== PROVIDED MATERIAL ==
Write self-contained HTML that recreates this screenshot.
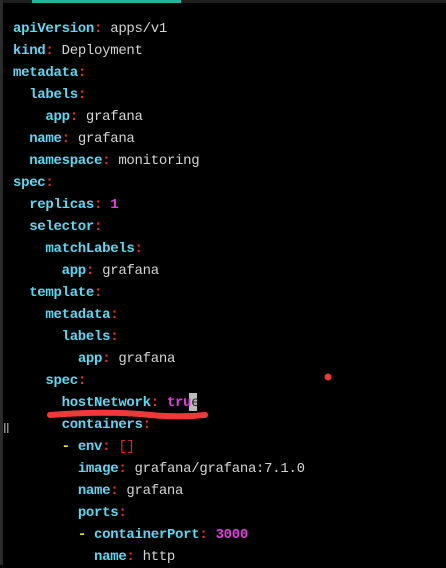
<!DOCTYPE html><html><head><style>
body{margin:0;width:446px;height:565px;background:#000;overflow:hidden;position:relative;font-family:"Liberation Mono",monospace;font-size:14px;letter-spacing:-0.3px}
.top{position:absolute;left:0;top:0;width:446px;height:3px;background:#1e1e1e}
.teal{position:absolute;left:32px;top:0;width:149px;height:3px;background:#1fb89a}
.lb{position:absolute;left:0;top:0;width:3px;height:565px;background:#2a2a2a}
.l{position:absolute;left:13px;white-space:pre;color:#d4d4d4;line-height:22px;height:22px}
.k{color:#5fd7f0;font-weight:bold}.c{color:#f03030;font-weight:bold}.n{color:#e040e0;font-weight:bold}.d{color:#f0e020;font-weight:bold}.r{color:#f02020}
</style></head><body>
<div class="top"></div><div class="teal"></div><div class="lb"></div>
<div class="l" style="top:18px"><span class="k">apiVersion</span><span class="c">:</span> apps/v1</div>
<div class="l" style="top:40px"><span class="k">kind</span><span class="c">:</span> Deployment</div>
<div class="l" style="top:62px"><span class="k">metadata</span><span class="c">:</span></div>
<div class="l" style="top:84px">  <span class="k">labels</span><span class="c">:</span></div>
<div class="l" style="top:106px">    <span class="k">app</span><span class="c">:</span> grafana</div>
<div class="l" style="top:128px">  <span class="k">name</span><span class="c">:</span> grafana</div>
<div class="l" style="top:150px">  <span class="k">namespace</span><span class="c">:</span> monitoring</div>
<div class="l" style="top:172px"><span class="k">spec</span><span class="c">:</span></div>
<div class="l" style="top:194px">  <span class="k">replicas</span><span class="c">:</span> <span class="n">1</span></div>
<div class="l" style="top:216px">  <span class="k">selector</span><span class="c">:</span></div>
<div class="l" style="top:238px">    <span class="k">matchLabels</span><span class="c">:</span></div>
<div class="l" style="top:260px">      <span class="k">app</span><span class="c">:</span> grafana</div>
<div class="l" style="top:282px">  <span class="k">template</span><span class="c">:</span></div>
<div class="l" style="top:304px">    <span class="k">metadata</span><span class="c">:</span></div>
<div class="l" style="top:326px">      <span class="k">labels</span><span class="c">:</span></div>
<div class="l" style="top:348px">        <span class="k">app</span><span class="c">:</span> grafana</div>
<div class="l" style="top:370px">    <span class="k">spec</span><span class="c">:</span></div>
<div style="position:absolute;left:189px;top:393px;width:8px;height:18px;background:#bbb"></div>
<div class="l" style="top:392px">      <span class="k">hostNetwork</span><span class="c">:</span> <span class="n">tru</span><span style="color:#222">e</span></div>
<div class="l" style="top:414px">      <span class="k">containers</span><span class="c">:</span></div>
<div class="l" style="top:436px">      <span class="d">-</span> <span class="k">env</span><span class="c">:</span> <span class="r">[]</span></div>
<div class="l" style="top:458px">        <span class="k">image</span><span class="c">:</span> grafana/grafana:7.1.0</div>
<div class="l" style="top:480px">        <span class="k">name</span><span class="c">:</span> grafana</div>
<div class="l" style="top:502px">        <span class="k">ports</span><span class="c">:</span></div>
<div class="l" style="top:524px">        <span class="d">-</span> <span class="k">containerPort</span><span class="c">:</span> <span class="n">3000</span></div>
<div class="l" style="top:546px">          <span class="k">name</span><span class="c">:</span> http</div>
<svg style="position:absolute;left:0;top:0" width="446" height="565"><path d="M50 415 Q100 411 140 414 Q175 418 205 415" stroke="#f03838" stroke-width="6" fill="none" stroke-linecap="round"/><circle cx="328" cy="377" r="3.5" fill="#f03838"/><rect x="4" y="423" width="1.5" height="10" fill="#888"/><rect x="7" y="423" width="1.5" height="10" fill="#888"/></svg>
</body></html>
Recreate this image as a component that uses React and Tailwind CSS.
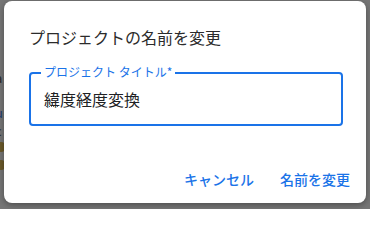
import React from "react";

export default function App() {
  const font = { fontFamily: '"Noto Sans CJK JP", "Noto Sans", sans-serif' };
  return (
    <div
      className="relative w-[370px] h-[209px] overflow-hidden bg-[#767676]"
      style={font}
    >
      {/* underlying page peeking at the left edge */}
      <div className="absolute left-[-5px] top-0 flex flex-col text-[13px] leading-none text-[#2a2a2a]">
        <span className="mt-[52px] h-[13px]">l</span>
        <span className="mt-[6px] h-[13px]">a</span>
        <span className="mt-[22px] h-[13px] text-[#1f3d6e]">u</span>
        <span className="mt-[5px] h-[13px]">c</span>
        <span className="mt-[5px] ml-[2px] w-[8px] h-[10px] rounded-full bg-[#6b5a2a]"></span>
        <span className="mt-[8px] ml-[2px] w-[8px] h-[10px] rounded-full bg-[#6b5a2a]"></span>
      </div>

      <div className="absolute left-[4px] top-[1px] w-[362px] h-[202px] rounded-[8px] bg-white shadow-[0_2px_6px_rgba(0,0,0,0.35)] flex flex-col pl-[25px] pr-[16px] pt-[24px]">
        <h2 className="text-[16px] leading-[24px] text-[#2b2b2b] font-normal">
          プロジェクトの名前を変更
        </h2>

        <div className="relative mt-[23px] w-[314px] h-[54px] rounded-[4px] border-2 border-[#1a73e8] flex items-center pl-[13px]">
          <span className="absolute left-[10px] top-[-9px] bg-white px-[3px] text-[12px] leading-[14px] font-normal text-[#1a73e8]">
            プロジェクト タイトル*
          </span>
          <div className="relative">
            <span className="text-[16px] leading-[22px] text-[#202124]">緯度経度変換</span>
            <span className="absolute left-[2px] top-[19px] w-[12px] border-b border-dotted border-[#5f6368]"></span>
          </div>
        </div>

        <div className="mt-auto mb-[14px] flex justify-end gap-[26px]">
          <button className="text-[14px] leading-[20px] font-medium text-[#1a73e8]">キャンセル</button>
          <button className="text-[14px] leading-[20px] font-medium text-[#1a73e8]">名前を変更</button>
        </div>
      </div>
    </div>
  );
}
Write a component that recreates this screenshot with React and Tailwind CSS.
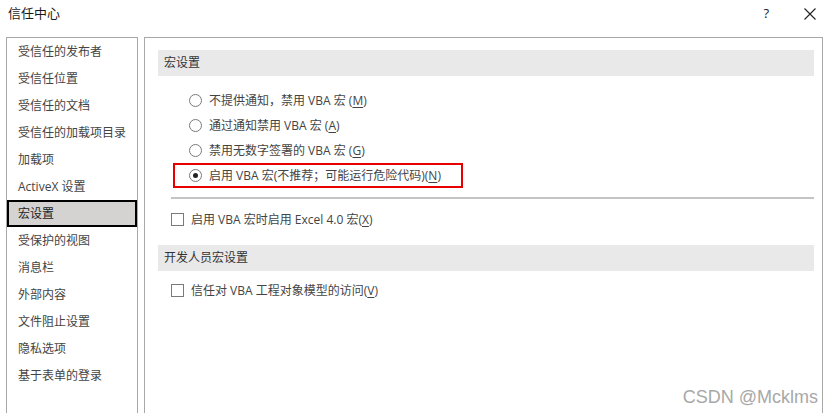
import React from "react";

const navItems = [
  "受信任的发布者",
  "受信任位置",
  "受信任的文档",
  "受信任的加载项目录",
  "加载项",
  "ActiveX 设置",
  "宏设置",
  "受保护的视图",
  "消息栏",
  "外部内容",
  "文件阻止设置",
  "隐私选项",
  "基于表单的登录",
];

function Radio({ checked }) {
  return (
    <span className="relative flex h-[13px] w-[13px] shrink-0 items-center justify-center rounded-full border border-[#7a7a7a] bg-white">
      {checked && <span className="h-[5px] w-[5px] rounded-full bg-[#222]" />}
    </span>
  );
}

function Check() {
  return <span className="h-[13px] w-[13px] shrink-0 border border-[#7a7a7a] bg-white" />;
}

function Acc({ k }) {
  return (
    <span>
      (<span className="underline underline-offset-2">{k}</span>)
    </span>
  );
}

const radios = [
  { label: <>不提供通知，禁用 VBA 宏 <Acc k="M" /></> },
  { label: <>通过通知禁用 VBA 宏 <Acc k="A" /></> },
  { label: <>禁用无数字签署的 VBA 宏 <Acc k="G" /></> },
  { label: <>启用 VBA 宏(不推荐；可能运行危险代码)<Acc k="N" /></>, checked: true },
];

export default function App() {
  return (
    <div
      className="relative h-[413px] w-[833px] overflow-hidden bg-white text-[12px] text-[#444]"
      style={{ fontFamily: '"Open Sans", "Noto Sans CJK SC", sans-serif' }}
    >
      <div className="flex h-[37px] items-start justify-between">
        <div className="pl-[8px] pt-[4px] text-[13px] text-[#1a1a1a]">信任中心</div>
        <div className="flex items-center pt-[4px]">
          <span className="mr-[35px] text-[13px] text-[#1a1a1a]">?</span>
          <svg width="12" height="12" viewBox="0 0 12 12" className="mr-[17px] mt-[1px]">
            <path d="M0.5 0.5 L11.5 11.5 M11.5 0.5 L0.5 11.5" stroke="#222" strokeWidth="1.1" />
          </svg>
        </div>
      </div>

      <div className="flex gap-[6px] pl-[6px]">
        <div className="h-[390px] w-[132px] border border-[#a8a8a8] bg-white">
          {navItems.map((t, i) => (
            <div
              key={t}
              className={
                "flex h-[27px] items-center border-2 pl-[9px] " +
                (i === 6 ? "border-black bg-[#d4d3d1] text-[#222]" : "border-transparent")
              }
            >
              {t}
            </div>
          ))}
        </div>

        <div className="h-[390px] w-[679px] border border-[#a8a8a8] bg-white">
          <div className="ml-[13px] mr-[8px] mt-[12px] flex h-[26px] items-center bg-[#e9e9e9] pl-[6px] text-[#333]">
            宏设置
          </div>
          <div className="mt-[12px] flex flex-col">
            {radios.map((r, i) => (
              <div
                key={i}
                className={
                  "ml-[28px] flex h-[25px] w-[290px] items-center gap-[7px] border-2 pl-[14px] " +
                  (r.checked ? "border-[#e80000]" : "border-transparent")
                }
              >
                <Radio checked={r.checked} />
                <span className="whitespace-nowrap">{r.label}</span>
              </div>
            ))}
          </div>
          <div className="ml-[26px] mr-[8px] mt-[9px] h-[2px] bg-[#c4c4c4]" />
          <div className="ml-[26px] mt-[8px] flex h-[25px] items-center gap-[7px]">
            <Check />
            <span className="whitespace-nowrap">
              启用 VBA 宏时启用 Excel 4.0 宏<Acc k="X" />
            </span>
          </div>
          <div className="ml-[13px] mr-[8px] mt-[13px] flex h-[26px] items-center bg-[#e9e9e9] pl-[6px] text-[#333]">
            开发人员宏设置
          </div>
          <div className="ml-[26px] mt-[7px] flex h-[25px] items-center gap-[7px]">
            <Check />
            <span className="whitespace-nowrap">
              信任对 VBA 工程对象模型的访问<Acc k="V" />
            </span>
          </div>
        </div>
      </div>

      <div
        className="absolute bottom-[5px] right-[15px] text-[18px] leading-[22px] text-[#a8a8a8]"
        style={{ fontFamily: '"Liberation Sans", Arial, sans-serif' }}
      >
        CSDN @Mcklms
      </div>
    </div>
  );
}
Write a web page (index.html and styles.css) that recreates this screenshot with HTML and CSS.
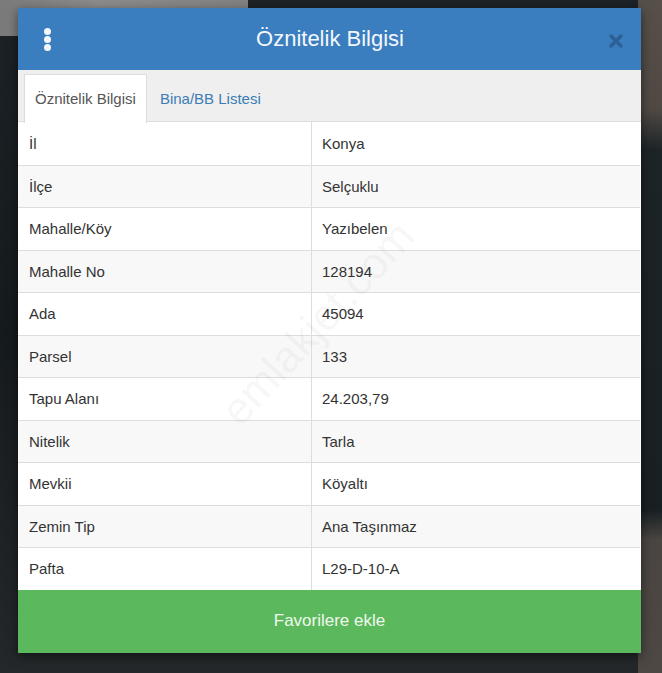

== DESCRIPTION OF THE TASK ==
Select every line of the material above holding the word "image" and copy it.

== FULL ANSWER ==
<div class="l" style="top:458px">        <span class="k">image</span><span class="c">:</span> grafana/grafana:7.1.0</div>
Recreate this image as a component that uses React and Tailwind CSS.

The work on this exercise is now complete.